This note was originally published at 8am on December 07, 2012 for Hedgeye subscribers.
Reflexivity. Reflexivity asserts that prices do in fact influence the fundamentals and that these newly-influenced set of fundamentals then proceed to change expectations, thus influencing prices; the process continues in a self-reinforcing pattern.
Last night we celebrated another great year, our fifth, at our firm’s annual holiday party. Not thinking ahead, I agreed two days ago to write this morning’s Early Look. Keith was proactively managing risk, as usual.

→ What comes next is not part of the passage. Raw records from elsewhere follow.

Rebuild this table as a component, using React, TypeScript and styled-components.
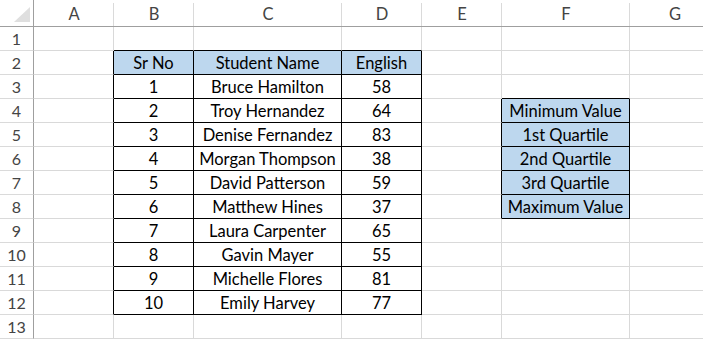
import styled, { createGlobalStyle } from 'styled-components';

const GlobalStyle = createGlobalStyle`
  html, body {
    margin: 0;
    padding: 0;
    background: #ffffff;
  }
  body {
    font-family: Lato, 'Open Sans', sans-serif;
  }
`;

const COLS = ['A', 'B', 'C', 'D', 'E', 'F', 'G'];
const WIDTHS = [80, 80, 148, 80, 80, 128, 90];
const ROW_COUNT = 13;

const students = [
  ['Bruce Hamilton', 58],
  ['Troy Hernandez', 64],
  ['Denise Fernandez', 83],
  ['Morgan Thompson', 38],
  ['David Patterson', 59],
  ['Matthew Hines', 37],
  ['Laura Carpenter', 65],
  ['Gavin Mayer', 55],
  ['Michelle Flores', 81],
  ['Emily Harvey', 77],
];

const stats = ['Minimum Value', '1st Quartile', '2nd Quartile', '3rd Quartile', 'Maximum Value'];

// r: 1-based row, c: 0-based column index (A = 0)
const inMainTable = (r: number, c: number) => r >= 2 && r <= 12 && c >= 1 && c <= 3;
const inStatTable = (r: number, c: number) => r >= 4 && r <= 8 && c === 5;
const boxed = (r: number, c: number) => inMainTable(r, c) || inStatTable(r, c);

const cellText = (r: number, c: number): string => {
  if (r === 2) {
    if (c === 1) return 'Sr No';
    if (c === 2) return 'Student Name';
    if (c === 3) return 'English';
  }
  if (r >= 3 && r <= 12) {
    const s = students[r - 3];
    if (c === 1) return String(r - 2);
    if (c === 2) return s[0] as string;
    if (c === 3) return String(s[1]);
  }
  if (inStatTable(r, c)) return stats[r - 4];
  return '';
};

const Sheet = styled.div`
  display: grid;
  grid-template-columns: 34px ${WIDTHS.map((w) => `${w}px`).join(' ')};
  grid-template-rows: 27px repeat(${ROW_COUNT}, 24px);
  width: 703px;
  height: 339px;
  overflow: hidden;
`;

const Corner = styled.div`
  border-right: 1px solid #9f9f9f;
  border-bottom: 1px solid #9f9f9f;
  display: flex;
  align-items: flex-end;
  justify-content: flex-end;
  padding: 0 3px 4px 0;
`;

const ColHead = styled.div`
  position: relative;
  border-bottom: 1px solid #9f9f9f;
  display: flex;
  align-items: center;
  justify-content: center;
  font-size: 16.5px;
  color: #444444;
  padding-top: 2px;

  &::after {
    content: '';
    position: absolute;
    top: 3px;
    bottom: 0;
    right: 0;
    width: 1px;
    background: #dadada;
  }
`;

const RowHead = styled.div`
  border-right: 1px solid #9f9f9f;
  border-bottom: 1px solid #dadada;
  display: flex;
  align-items: center;
  justify-content: center;
  font-size: 16px;
  color: #444444;
`;

const Cell = styled.div<{ $rb: boolean; $bb: boolean; $fill: boolean }>`
  border-right: 1px solid ${(p) => (p.$rb ? '#000000' : '#d9d9d9')};
  border-bottom: 1px solid ${(p) => (p.$bb ? '#000000' : '#d9d9d9')};
  background: ${(p) => (p.$fill ? '#bdd7ee' : '#ffffff')};
  display: flex;
  align-items: center;
  justify-content: center;
  font-size: 16.5px;
  color: #000000;
  white-space: nowrap;
  overflow: visible;
  padding-top: 1px;
`;

export default function App() {
  const rows = Array.from({ length: ROW_COUNT }, (_, i) => i + 1);
  return (
    <>
      <GlobalStyle />
      <Sheet>
        <Corner>
          <svg width="16" height="15" viewBox="0 0 16 15">
            <polygon points="16,0 16,15 0,15" fill="#dfdfdf" />
          </svg>
        </Corner>
        {COLS.map((c) => (
          <ColHead key={c}>{c}</ColHead>
        ))}
        {rows.map((r) => [
          <RowHead key={`h${r}`}>{r}</RowHead>,
          ...COLS.map((_, c) => (
            <Cell
              key={`${r}-${c}`}
              $rb={boxed(r, c) || boxed(r, c + 1)}
              $bb={boxed(r, c) || boxed(r + 1, c)}
              $fill={(r === 2 && inMainTable(r, c)) || inStatTable(r, c)}
            >
              {cellText(r, c)}
            </Cell>
          )),
        ])}
      </Sheet>
    </>
  );
}
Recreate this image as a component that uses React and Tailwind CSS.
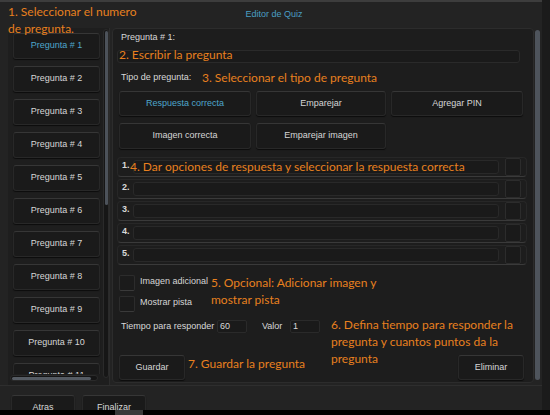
import React from 'react';

const ui = { fontFamily: '"Liberation Sans", Arial, sans-serif' };
const note = { fontFamily: 'Lato, "Open Sans", sans-serif' };

function Btn({ children, className = '', active }) {
  return (
    <div
      className={
        'flex items-center justify-center rounded-[3px] bg-[#1a1a1a] border border-[#282828] border-t-[#363636] shadow-[0_1px_1px_rgba(0,0,0,0.6)] text-[9px] ' +
        (active ? 'text-[#4ea6cc] ' : 'text-[#d6d6d6] ') +
        className
      }
      style={ui}
    >
      {children}
    </div>
  );
}

function Note({ children, className = '' }) {
  return (
    <div className={'text-[12px] leading-[17px] text-[#e8801f] whitespace-nowrap ' + className} style={note}>
      {children}
    </div>
  );
}

function OptionRow({ n, children }) {
  return (
    <div className="ml-[4px] w-[410px] h-[20px] flex items-center rounded-[4px] bg-[#1d1d1d] border border-[#272727] border-b-[#3a3a3a]">
      <div className="w-[15px] pl-[4px] text-[9px] font-bold text-[#d8d8d8] -mt-[3px]" style={ui}>
        {n}.
      </div>
      <div className="relative w-[366px] h-[14px] rounded-[3px] bg-[#1a1a1a] border border-[#292929]">
        {children}
      </div>
      <div className="ml-[6px] w-[16px] h-[18px] rounded-[2px] bg-[#1a1a1a] border border-[#2c2c2c]" />
    </div>
  );
}

function Check({ label }) {
  return (
    <div className="flex items-center gap-[5px]">
      <div className="w-[16px] h-[16px] rounded-[2px] bg-[#1b1b1b] border border-[#2c2c2c] border-b-[#3a3a3a]" />
      <span className="text-[9px] text-[#d6d6d6] -mt-[3px]" style={ui}>{label}</span>
    </div>
  );
}

export default function App() {
  const preguntas = [1, 2, 3, 4, 5, 6, 7, 8, 9, 10, 11];

  return (
    <div className="relative w-[550px] h-[415px] bg-[#1b1b1b] overflow-hidden">
      <div className="w-[542px] h-[410px] bg-[#232323] border-t-2 border-[#3d3d3d] flex flex-col">
        {/* header */}
        <div className="h-[26px] flex items-center justify-center pl-[6px] text-[9px] text-[#4a9ec4]" style={ui}>
          Editor de Quiz
        </div>

        {/* body */}
        <div className="h-[357px] flex">
          {/* lista de preguntas */}
          <div className="ml-[8px] w-[102px] h-full flex flex-col bg-[#1e1e1e] border-r border-[#2c2c2c]">
            <div className="flex h-[346px]">
              <div className="w-[95px] h-full overflow-hidden pt-[5px] pl-[5px] flex flex-col gap-[7px]">
                {preguntas.map(function (p) {
                  return (
                    <Btn key={p} active={p === 1} className="w-[87px] h-[26px] shrink-0">
                      Pregunta # {p}
                    </Btn>
                  );
                })}
              </div>
              <div className="ml-[1px] w-[6px] h-[349px] mt-[1px] rounded-full bg-[#161616] border border-[#2a2a2a] p-[0.5px]">
                <div className="w-full h-[174px] rounded-full bg-[#4c525a]" />
              </div>
            </div>
            <div className="mt-[1px] ml-[2px] w-[88px] h-[6px] rounded-full bg-[#151515] border border-[#2a2a2a] p-[0.5px]">
              <div className="w-[79px] h-full rounded-full bg-[#555b63]" />
            </div>
          </div>

          {/* editor */}
          <div className="ml-[2px] flex flex-1">
            <div className="w-[422px] h-[355px] rounded-[4px] bg-[#1d1d1d] border border-[#2c2c2c] flex flex-col">
              <div className="ml-[8px] mt-[3px] h-[10px] leading-[10px] text-[9px] text-[#d8d8d8]" style={ui}>
                Pregunta # 1:
              </div>
              <div className="relative ml-[4px] mt-[8px] w-[403px] h-[13px] rounded-[3px] bg-[#1a1a1a] border border-[#2a2a2a]">
                <Note className="absolute left-[1px] -top-[5px]">2. Escribir la pregunta</Note>
              </div>
              <div className="mt-[6px] h-[17px] flex items-center">
                <div className="ml-[8px] w-[81px] text-[9px] text-[#d8d8d8]" style={ui}>Tipo de pregunta:</div>
                <Note>3. Seleccionar el tipo de pregunta</Note>
              </div>
              <div className="ml-[6px] mt-[5px] flex gap-[5px]">
                <Btn active className="w-[132px] h-[25px]">Respuesta correcta</Btn>
                <Btn className="w-[130px] h-[25px]">Emparejar</Btn>
                <Btn className="w-[132px] h-[25px]">Agregar PIN</Btn>
              </div>
              <div className="ml-[6px] mt-[7px] flex gap-[5px]">
                <Btn className="w-[132px] h-[26px]">Imagen correcta</Btn>
                <Btn className="w-[130px] h-[26px]">Emparejar imagen</Btn>
              </div>
              <div className="mt-[8px] flex flex-col gap-[2px]">
                <OptionRow n={1}>
                  <Note className="absolute -left-[4px] -top-[3px]">
                    4. Dar opciones de respuesta y seleccionar la respuesta correcta
                  </Note>
                </OptionRow>
                <OptionRow n={2} />
                <OptionRow n={3} />
                <OptionRow n={4} />
                <OptionRow n={5} />
              </div>
              <div className="mt-[10px] ml-[6px] flex">
                <div className="w-[92px] flex flex-col gap-[5px]">
                  <Check label="Imagen adicional" />
                  <Check label="Mostrar pista" />
                </div>
                <Note className="-mt-[1px] leading-[16px]">
                  5. Opcional: Adicionar imagen y
                  <br />
                  mostrar pista
                </Note>
              </div>
              <div className="relative mt-[8px] h-[13px] flex items-center text-[9px] text-[#d8d8d8]" style={ui}>
                <span className="ml-[8px] w-[96px]">Tiempo para responder</span>
                <div className="w-[30px] h-[13px] pl-[2px] rounded-[2px] bg-[#1a1a1a] border border-[#2a2a2a] leading-[11px]">60</div>
                <span className="ml-[15px] w-[28px]">Valor</span>
                <div className="w-[30px] h-[13px] pl-[2px] rounded-[2px] bg-[#1a1a1a] border border-[#2a2a2a] leading-[11px]">1</div>
                <Note className="absolute left-[218px] -top-[4px] leading-[16.5px]">
                  6. Defina tiempo para responder la
                  <br />
                  pregunta y cuantos puntos da la
                  <br />
                  pregunta
                </Note>
              </div>
              <div className="mt-[22px] ml-[6px] mr-[9px] flex items-start">
                <Btn className="w-[66px] h-[25px]">Guardar</Btn>
                <Note className="ml-[3px]">7. Guardar la pregunta</Note>
                <Btn className="ml-auto w-[66px] h-[25px]">Eliminar</Btn>
              </div>
            </div>
            <div className="ml-[1px] mt-[2px] w-[5px] h-[350px] rounded-full bg-[#4e545c]" />
          </div>
        </div>

        {/* footer */}
        <div className="flex-1 overflow-hidden border-t border-[#2e2e2e] pt-[9px] pl-[11px] flex gap-[7px]">
          <Btn className="w-[64px] h-[24px] items-start pt-[5px]">Atras</Btn>
          <Btn className="w-[64px] h-[24px] items-start pt-[5px]">Finalizar</Btn>
        </div>
      </div>
      <div className="h-[5px] bg-black flex">
        <div className="ml-[115px] w-[28px] h-full bg-[#3a3a3a]" />
      </div>

      <Note className="absolute left-[8px] top-[3px]">
        1. Seleccionar el numero
        <br />
        de pregunta.
      </Note>
    </div>
  );
}
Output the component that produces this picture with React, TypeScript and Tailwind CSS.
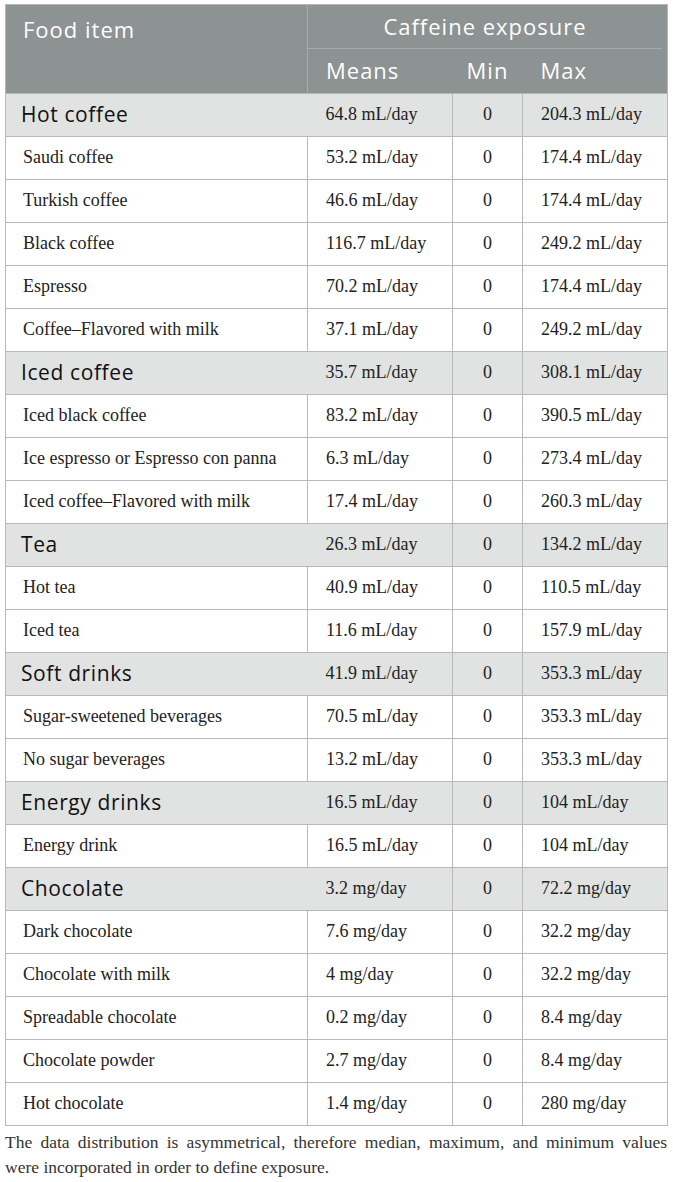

Housing has been in the news a lot recently. A few days ago, Corelogic reported that home prices had risen 6.3% in October vs. the prior year, the fastest rate of growth in a long time. What’s more, Corelogic provides an early look into the following month – something they’ve been doing for the last few months – that showed November’s growth is even stronger at +7.1%. Those are some serious numbers. It’s no longer just Wall Street taking notice. Main Street is starting to pay attention too.
Housing is reflexive. I would argue it’s also a Giffen good. Giffen goods are things people buy more of when the price rises. To economists, Giffen goods are a paradox, something that should not/cannot exist. In fact, at one point in time, the only Giffen good thought to have ever existed was potatoes in Ireland during the Great Irish Potato Famine. Economists later published papers on why this wasn’t a Giffen good after all.
Why would anyone buy more of something as the price rises? The short answer is because he or she expects the price to keep rising. Consider some empirical evidence from the housing market. In 1999, the median priced home in the U.S. cost $137,000. That same year, the Mortgage Bankers Association, or MBA, showed that demand for houses, as measured by their mortgage purchase applications index, stood at 276. Fast forward six years, and by 2005 the median priced U.S. home cost $218,000, an increase of 59%. Meanwhile, demand for homes had risen to 471 on the MBA index, an increase of 70%. Apparently, when houses cost 59% more, we choose to buy 70% more of them.
Fast forward another six years, to 2011, and median price had fallen to $165,000, a decline of 24%. Demand? Demand fell to 180, a drop of 62%. So, again, when houses cost 24% less, we bought 62% less of them. It’s pretty clear that housing is, at a most basic level, a Giffen good. Rising prices stoke greater demand, which fuels rising prices. That cycle, of course, works in reverse too.
So, whether it’s reflexive or a Giffen or a potato, it’s with this dynamic in mind that we’re hosting our 11am call this morning entitled “Could Housing’s Recovery Go Parabolic in 2013?” If you’d like to listen, email firstname.lastname@example.org.
Our contention is that housing’s positive momentum is accelerating. On the call we’ll explain the underappreciated role being played by falling rates, growing modifications, and the upside potential from credit easing. We’ll also be laying out our new home price models in the context of supply and demand across the three major markets: existing, new and distressed homes. Of course, we’ll also be flagging the stocks we see as major winners from this dynamic.
Taking a step back, it’s worth reminding investors why housing matters. My sector, Financials, is up 21.9% year-to-date. Bank of America is up 88% year-to-date and is trading at a new high for the year. While there are several reasons why, none is more important than the improvement we’ve seen in housing. Housing is still in the early stages of a secular recovery that will last for years. Similarly, Financials are in the early stages of their own recovery. 2012 has been a good year for both so far (after having endured five straight years of misery), and we expect more progress in 2013 fueled largely by housing.